Und auch Martinez und Coutinho sehe ich nächstes Jahr nicht mehr im Bayern-Trikot. Und somit werden finanzielle Kapazitäten frei, die wiederum in Transfers und Gehälter investiert werden können. Hansi weiß, dass die höchsten Ansprüche an ihn gestellt werden und dementsprechend wünscht er sich auch eine Top-Truppe. Im Übrigen ist er auch der perfekte Trainer, um langsam aber sicher junge, große Talente aus der Akademie hochzuziehen und neue Stars zu entwickeln.
Es bleibt wie immer äußerst spannend rund um den FC Bayern und das ist auch gut so.
Bremen wird sich retten, Düsseldorf steigt ab
Extrem spannend geht es auch noch in vielen Regionen der Bundesliga-Tabelle zu. Fortuna Düsseldorf, Mainz 05 und Werder Bremen machen den Abstieg unter sich aus. Nach dem Sieg der Augsburger in Mainz werden diese drei Teams am Ende Platz 15, 16 und 17 belegen.
Der nächste Spieltag sieht danach aus, als ob keiner dieser Klubs punkten könnte. Sie spielen gegen RB Leipzig, Borussia Dortmund und den FC Bayern.

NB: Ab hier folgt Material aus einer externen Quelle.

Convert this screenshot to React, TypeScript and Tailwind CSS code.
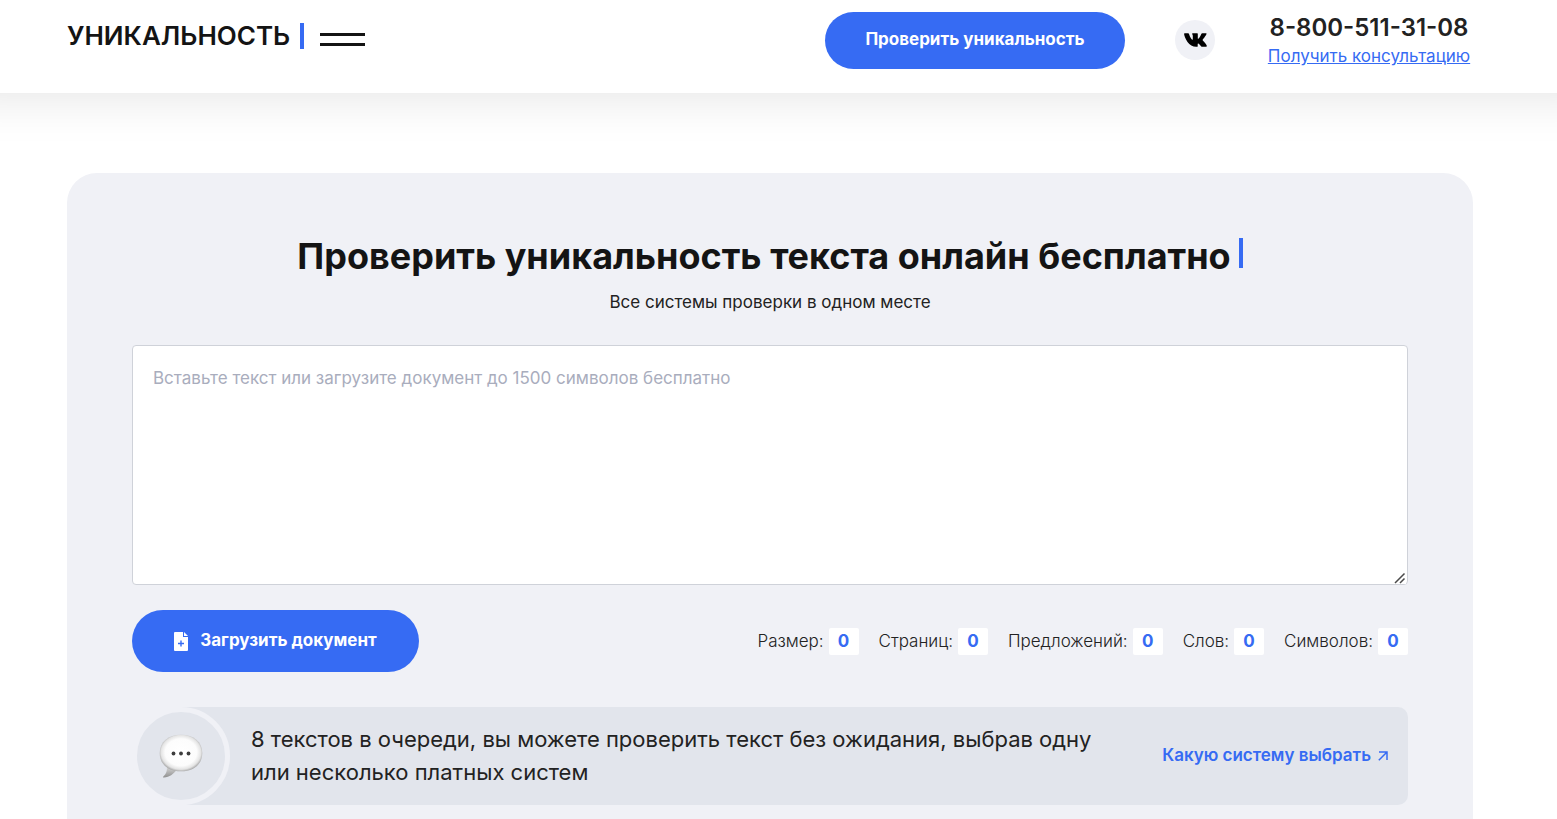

Aber danach kommt es am 33. Spieltag zum Showdown zwischen Mainz und Bremen, sowie dem Duell der Düsseldorfer gegen die wohl geretteten Augsburger. Am letzten Spieltag der Saison empfängt Bremen den 1. FC Köln, Düsseldorf muss zu Union Berlin und Mainz darf nach Leverkusen.
Es ist wirklich schwer vorherzusehen, wie dieses fußballerische Drama ausgehen wird. Aber ich glaube, dass sich Bremen rettet und die Fortuna direkt absteigt. Die Düsseldorfer haben sich zu oft verdribbelt und viel zu viele Punkte nach Führungen verschenkt. Das rächt sich oft im Fußball und könnte auch jetzt der Fall sein. Klar ist nur eins: Es bleibt spannend bis zum letzten Pfiff und wie immer wird es viele Tränen geben. Die der Freude und solche der Verzweiflung. Allerdings steht nach 34 Spieltagen immer derjenige auch dort, wo er es verdient hat. So hart das dann für einige ist.
Qualifiziert sich Freiburg für Europa?
Eine Menge Spannung herrscht auch noch im Kampf um die europäischen Plätze. Leverkusen und Gladbach trennt nur ein Punkt um Platz vier. Der ist für diese Vereine so wichtig, wie für die Bayern der Titel. Gladbach hat in den letzten Wochen total unnötig Punkte verschenkt. Punkte die sie absolut verdient hätten, sogar in München. Nun müssen Rose und sein Team noch gegen Wolfsburg, in Paderborn und gegen die Hertha ran. Die Mannschaft rund um Kai Havertz empfängt Köln, reist nach Berlin und empfängt Mainz. Auch hier dürfte alles am letzten Spieltag gegen 17:15 Uhr entschieden werden.
Nicht anders ist es im Werben um die Plätze sechs und sieben. Hier trennen Hoffenheim (43) und die Sensation aus Freiburg (42) nur ein einziges Pünktchen. Wolfsburg ist mit 46 Zählern Sechster und selbst die Schalke können mit aktuell 39 Punkten und Platz neun noch von Europa träumen.
Man hätte denken können, dass Christian Streich und die Seinen irgendwann ein wenig einbrechen und nicht so weiter machen wie zu Beginn der Saison. Aber weit gefehlt. Was dieser Mann mit diesen finanziellen Möglichkeiten in diesem Umfeld seit vielen Jahren fußballerisch leistet, ist unglaublich. Meinen allergrößten Respekt.
Ich drücke allen Mannschaften die Daumen und freue mich für uns Fans, dass unsere tolle Liga attraktiv und spannend bleibt. Und vor allem freue ich mich darüber, dass es ganz danach aussieht, dass wir es wirklich schaffen, unter diesen extrem erschwerten Bedingungen unseren Vorzeige-Wettbewerb gesund und erfolgreich zu Ende zu bringen. Das ist ein tolles Zeichen und zeigt, dass es doch immer einen Weg gibt, egal wie aussichtslos es anfangs erscheinen mag.